In a comment on Bryan Caplan’s post today, Steve asks:

Could someone please provide a distillation of Simon’s work? The link is to his website, where all I can find is a list of published papers.

I gave such a distillation in my tribute to Simon (http://www.davidrhenderson.com/articles/0698_inmemoriamjuliansimon.html) in June 1998, four months after his death. One important thought, which he never claimed as original with him, but that he did more than anyone else to popularize, is that as population grew, resource prices would fall, not rise. As I said in the article:

But Simon saw humans as fundamentally different from animals.
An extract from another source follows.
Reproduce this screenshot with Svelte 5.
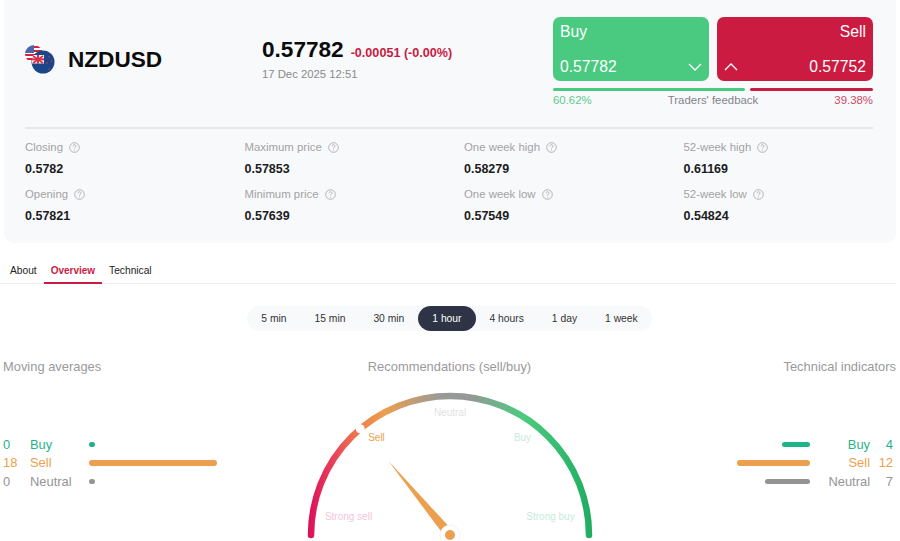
<script lang="ts">
  const stats = [
    { label: "Closing", value: "0.5782" },
    { label: "Maximum price", value: "0.57853" },
    { label: "One week high", value: "0.58279" },
    { label: "52-week high", value: "0.61169" },
    { label: "Opening", value: "0.57821" },
    { label: "Minimum price", value: "0.57639" },
    { label: "One week low", value: "0.57549" },
    { label: "52-week low", value: "0.54824" },
  ];
  const tabs = ["About", "Overview", "Technical"];
  const periods = ["5 min", "15 min", "30 min", "1 hour", "4 hours", "1 day", "1 week"];
  const averages = [
    { key: "buy", label: "Buy", count: 0, width: 6 },
    { key: "sell", label: "Sell", count: 18, width: 128 },
    { key: "neutral", label: "Neutral", count: 0, width: 6 },
  ];
  const indicators = [
    { key: "buy", label: "Buy", count: 4, width: 28 },
    { key: "sell", label: "Sell", count: 12, width: 73 },
    { key: "neutral", label: "Neutral", count: 7, width: 45 },
  ];
</script>

<div class="page">
  <section class="card">
    <div class="head">
      <div class="symbol">
        <svg class="flag" width="30" height="30" viewBox="0 0 30 30" aria-hidden="true">
          <defs>
            <clipPath id="us-clip"><circle cx="9" cy="9" r="9" /></clipPath>
            <clipPath id="nz-clip"><circle cx="18" cy="17" r="11.5" /></clipPath>
          </defs>
          <g clip-path="url(#us-clip)">
            <rect width="18" height="18" fill="#fff" />
            <rect x="8" y="1" width="10" height="2" fill="#d8203a" />
            <rect x="8" y="5" width="10" height="2" fill="#d8203a" />
            <rect y="9" width="18" height="2" fill="#d8203a" />
            <rect y="13" width="18" height="2" fill="#d8203a" />
            <rect width="9" height="8" fill="#4a66ad" />
          </g>
          <g clip-path="url(#nz-clip)">
            <rect x="6" y="5" width="24" height="24" fill="#1b4788" />
            <rect x="7" y="10" width="12" height="8.5" fill="#f4f4f6" />
            <path d="M8 11l10 7M18 11L8 18" stroke="#d8304a" stroke-width="1.6" />
            <rect x="12" y="10" width="2" height="8.5" fill="#d8304a" />
            <rect x="7" y="13.3" width="12" height="2" fill="#d8304a" />
            <circle cx="24" cy="12" r="0.8" fill="#d8304a" />
            <circle cx="26.5" cy="16" r="0.8" fill="#d8304a" />
            <circle cx="22" cy="18" r="0.8" fill="#d8304a" />
            <circle cx="24" cy="24" r="0.8" fill="#d8304a" />
          </g>
        </svg>
        <span class="symbol-name">NZDUSD</span>
      </div>

      <div class="quote">
        <div class="quote-line">
          <span class="quote-price">0.57782</span>
          <span class="quote-change">-0.00051 (-0.00%)</span>
        </div>
        <div class="quote-date">17 Dec 2025 12:51</div>
      </div>

      <div class="trade">
        <div class="trade-buttons">
          <button type="button" class="trade-btn buy">
            <span class="trade-name">Buy</span>
            <span class="trade-row">
              <span>0.57782</span>
              <svg width="14" height="8" viewBox="0 0 14 8" aria-hidden="true">
                <path d="M1 1l6 6 6-6" fill="none" stroke="#fff" stroke-width="1.3" />
              </svg>
            </span>
          </button>
          <button type="button" class="trade-btn sell">
            <span class="trade-name">Sell</span>
            <span class="trade-row">
              <svg width="14" height="8" viewBox="0 0 14 8" aria-hidden="true">
                <path d="M1 7l6-6 6 6" fill="none" stroke="#fff" stroke-width="1.3" />
              </svg>
              <span>0.57752</span>
            </span>
          </button>
        </div>
        <div class="feedback-bars">
          <span class="feedback-buy"></span>
          <span class="feedback-sell"></span>
        </div>
        <div class="feedback-labels">
          <span class="pct-buy">60.62%</span>
          <span class="feedback-title">Traders' feedback</span>
          <span class="pct-sell">39.38%</span>
        </div>
      </div>
    </div>

    <div class="stats">
      {#each stats as stat (stat.label)}
        <div class="stat">
          <div class="stat-label">
            {stat.label}
            <svg width="11" height="11" viewBox="0 0 11 11" aria-hidden="true">
              <circle cx="5.5" cy="5.5" r="4.8" fill="none" stroke="#a3a3a3" stroke-width="0.8" />
              <path d="M4 4.3c0-2 3-2 3-.2 0 1.1-1.5 1.2-1.5 2.5" fill="none" stroke="#a3a3a3" stroke-width="0.8" />
              <circle cx="5.5" cy="8" r="0.5" fill="#a3a3a3" />
            </svg>
          </div>
          <div class="stat-value">{stat.value}</div>
        </div>
      {/each}
    </div>
  </section>

  <nav class="tabs">
    {#each tabs as tab (tab)}
      <span class="tab" class:active={tab === "Overview"}>{tab}</span>
    {/each}
  </nav>

  <div class="periods-wrap">
    <div class="periods">
      {#each periods as period (period)}
        <span class="period" class:active={period === "1 hour"}>{period}</span>
      {/each}
    </div>
  </div>

  <section class="analysis">
    <div class="side">
      <h3 class="side-title">Moving averages</h3>
      <div class="rows">
        {#each averages as row (row.key)}
          <div class="row left {row.key}">
            <span class="row-count">{row.count}</span>
            <span class="row-label">{row.label}</span>
            <span class="row-bar" style="width: {row.width}px"></span>
          </div>
        {/each}
      </div>
    </div>

    <div class="center">
      <h3 class="side-title">Recommendations (sell/buy)</h3>
      <svg class="gauge" width="300" height="153" viewBox="0 0 300 153" role="img" aria-label="Recommendation gauge">
        <defs>
          <linearGradient id="gauge-arc" gradientUnits="userSpaceOnUse" x1="8" y1="0" x2="292" y2="0">
            <stop offset="0" stop-color="#dc0f5a" />
            <stop offset="0.09" stop-color="#e9415a" />
            <stop offset="0.18" stop-color="#ee7d4e" />
            <stop offset="0.27" stop-color="#ec9f4e" />
            <stop offset="0.47" stop-color="#999999" />
            <stop offset="0.57" stop-color="#959896" />
            <stop offset="0.76" stop-color="#4ccb80" />
            <stop offset="1" stop-color="#1fad5f" />
          </linearGradient>
        </defs>
        <path
          d="M11 147 A139 139 0 0 1 289 147"
          fill="none"
          stroke="url(#gauge-arc)"
          stroke-width="6.5"
          stroke-linecap="round"
        />
        <circle cx="60.2" cy="40.7" r="4.5" fill="#fff" />
        <text x="150" y="28" text-anchor="middle" class="g-label" fill="#e2e2e2">Neutral</text>
        <text x="76.5" y="53" text-anchor="middle" class="g-label" fill="#ec9f4e">Sell</text>
        <text x="222.5" y="53" text-anchor="middle" class="g-label" fill="#c8ebdf">Buy</text>
        <text x="48.5" y="132" text-anchor="middle" class="g-label" fill="#f6c5da">Strong sell</text>
        <text x="250.5" y="132" text-anchor="middle" class="g-label" fill="#c5ecdc">Strong buy</text>
        <path d="M88.5 73 L153.8 143.8 L146.2 150.2 Z" fill="#ec9f4e" />
        <circle cx="150" cy="147" r="10" fill="#fff" stroke="#eeeeee" stroke-width="0.8" />
        <circle cx="150" cy="147" r="5" fill="#ec9f4e" />
      </svg>
    </div>

    <div class="side side-right">
      <h3 class="side-title">Technical indicators</h3>
      <div class="rows">
        {#each indicators as row (row.key)}
          <div class="row right {row.key}">
            <span class="row-bar" style="width: {row.width}px"></span>
            <span class="row-label">{row.label}</span>
            <span class="row-count">{row.count}</span>
          </div>
        {/each}
      </div>
    </div>
  </section>
</div>

<style>
  :global(body) {
    margin: 0;
    background: #fff;
  }
  .page {
    height: 541px;
    overflow: hidden;
    font-family: "Liberation Sans", Arial, sans-serif;
    color: #111;
  }
  .card {
    box-sizing: border-box;
    height: 243px;
    margin: 0 4px;
    padding: 17px 23px 0 21px;
    background: #f8f9fb;
    border-radius: 0 0 10px 10px;
  }
  .head {
    display: flex;
    height: 110px;
    border-bottom: 2px solid #e6e8ea;
  }
  .symbol {
    display: flex;
    align-items: center;
    width: 237px;
    height: 86px;
    flex-shrink: 0;
  }
  .flag {
    flex-shrink: 0;
    margin-right: 13px;
  }
  .symbol-name {
    font-size: 22.6px;
    font-weight: 700;
    color: #0b0b0b;
  }
  .quote {
    width: 291px;
    flex-shrink: 0;
    padding-top: 19px;
  }
  .quote-line {
    display: flex;
    align-items: baseline;
    gap: 7px;
  }
  .quote-price {
    font-size: 22.6px;
    font-weight: 700;
    line-height: 28px;
    color: #0b0b0b;
  }
  .quote-change {
    font-size: 12.6px;
    font-weight: 700;
    color: #cb1a41;
  }
  .quote-date {
    margin-top: 3px;
    font-size: 11.3px;
    line-height: 14px;
    color: #8a8a8a;
  }
  .trade {
    width: 320px;
  }
  .trade-buttons {
    display: flex;
    gap: 8px;
  }
  .trade-btn {
    display: flex;
    flex-direction: column;
    justify-content: space-between;
    box-sizing: border-box;
    width: 156px;
    height: 64px;
    padding: 5px 7px 4px;
    border: 0;
    border-radius: 7px;
    color: #fff;
    font: inherit;
    font-size: 15.7px;
    line-height: 20px;
    cursor: pointer;
  }
  .trade-btn.buy {
    background: #4aca80;
    text-align: left;
  }
  .trade-btn.sell {
    background: #cc1b41;
    text-align: right;
  }
  .trade-row {
    display: flex;
    align-items: center;
    justify-content: space-between;
  }
  .feedback-bars {
    display: flex;
    gap: 5px;
    margin-top: 7px;
  }
  .feedback-bars span {
    display: block;
    height: 3px;
    border-radius: 2px;
  }
  .feedback-buy {
    width: 192px;
    background: #4aca80;
  }
  .feedback-sell {
    flex: 1;
    background: #cc1b41;
  }
  .feedback-labels {
    display: flex;
    justify-content: space-between;
    margin-top: 2px;
    font-size: 11.4px;
    line-height: 14px;
  }
  .pct-buy {
    color: #5fcb90;
  }
  .feedback-title {
    color: #808489;
  }
  .pct-sell {
    color: #cf4a68;
  }
  .stats {
    display: grid;
    grid-template-columns: repeat(4, 219.5px);
    row-gap: 9px;
    padding-top: 10px;
  }
  .stat-label {
    display: flex;
    align-items: center;
    gap: 6px;
    height: 16px;
    font-size: 11.4px;
    color: #a3a3a3;
  }
  .stat-value {
    margin-top: 6px;
    font-size: 12.5px;
    font-weight: 700;
    line-height: 16px;
    color: #1c1c1e;
  }
  .tabs {
    display: flex;
    box-sizing: border-box;
    height: 41px;
    padding: 16px 0 0 3px;
    margin: 0 4px 0 0;
    border-bottom: 1px solid #eeeeee;
  }
  .tab {
    box-sizing: border-box;
    height: 25px;
    padding: 5px 7px 0;
    font-size: 10.2px;
    line-height: 13px;
    color: #222;
  }
  .tab.active {
    font-size: 10px;
    color: #cc1b41;
    font-weight: 700;
    border-bottom: 2px solid #cc1b41;
  }
  .periods-wrap {
    display: flex;
    justify-content: center;
    margin-top: 22px;
    padding-right: 1px;
  }
  .periods {
    display: flex;
    height: 25px;
    background: #f8f9fb;
    border-radius: 13px;
  }
  .period {
    display: flex;
    align-items: center;
    height: 24px;
    padding: 0 14px;
    font-size: 10.3px;
    color: #333;
    border-radius: 13px;
  }
  .period.active {
    height: 25px;
    background: #2e3445;
    color: #fff;
  }
  .analysis {
    display: grid;
    grid-template-columns: 1fr 300px 1fr;
    margin-top: 28px;
    padding: 0 4px 0 3px;
  }
  .side-title {
    margin: 0;
    font-size: 12.9px;
    font-weight: 400;
    line-height: 16px;
    color: #9a9a9a;
  }
  .center {
    text-align: center;
  }
  .center .side-title {
    margin-bottom: 13px;
  }
  .gauge {
    display: block;
  }
  .g-label {
    font-size: 10px;
  }
  .side-right {
    text-align: right;
  }
  .rows {
    margin-top: 60px;
  }
  .row {
    display: flex;
    align-items: center;
    height: 18.5px;
    font-size: 12.9px;
  }
  .row.right {
    justify-content: flex-end;
    padding-right: 3px;
  }
  .row.left .row-count {
    width: 27px;
  }
  .row.left .row-label {
    width: 59px;
  }
  .row.right .row-label {
    width: 60px;
    text-align: right;
  }
  .row.right .row-count {
    width: 23px;
    text-align: right;
  }
  .row-bar {
    display: block;
    height: 5.5px;
    border-radius: 3px;
  }
  .row.buy {
    color: #1fb388;
  }
  .row.sell {
    color: #ec9f4e;
  }
  .row.neutral {
    color: #949494;
  }
  .row.buy .row-bar {
    background: #1fb388;
  }
  .row.sell .row-bar {
    background: #ec9f4e;
  }
  .row.neutral .row-bar {
    background: #949494;
  }
</style>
He liked to quote the 19th-century American economist Henry George: “Both the jayhawk and the man eat chickens, but the more jayhawks, the fewer chickens, while the more men, the more chickens.”

And:

In Scarcity and Growth, a 1963 book financed by Resources for the Future, a Washington, D.C., think tank devoted to the study of natural resources, the economists Harold J. Barnett and Chandler Morse showed that between 1890 and 1957, costs per unit of mineral output declined “rapidly and persistently.” This trend, they noted, fundamentally contradicted the Malthusian hypothesis of increased scarcity. Simon referred to Scarcity and Growth as “the great book which was my tutor.” Simon made it his mission to popularize the findings of its authors so that people could see an alternative to the views of alarmists like Mr. Ehrlich.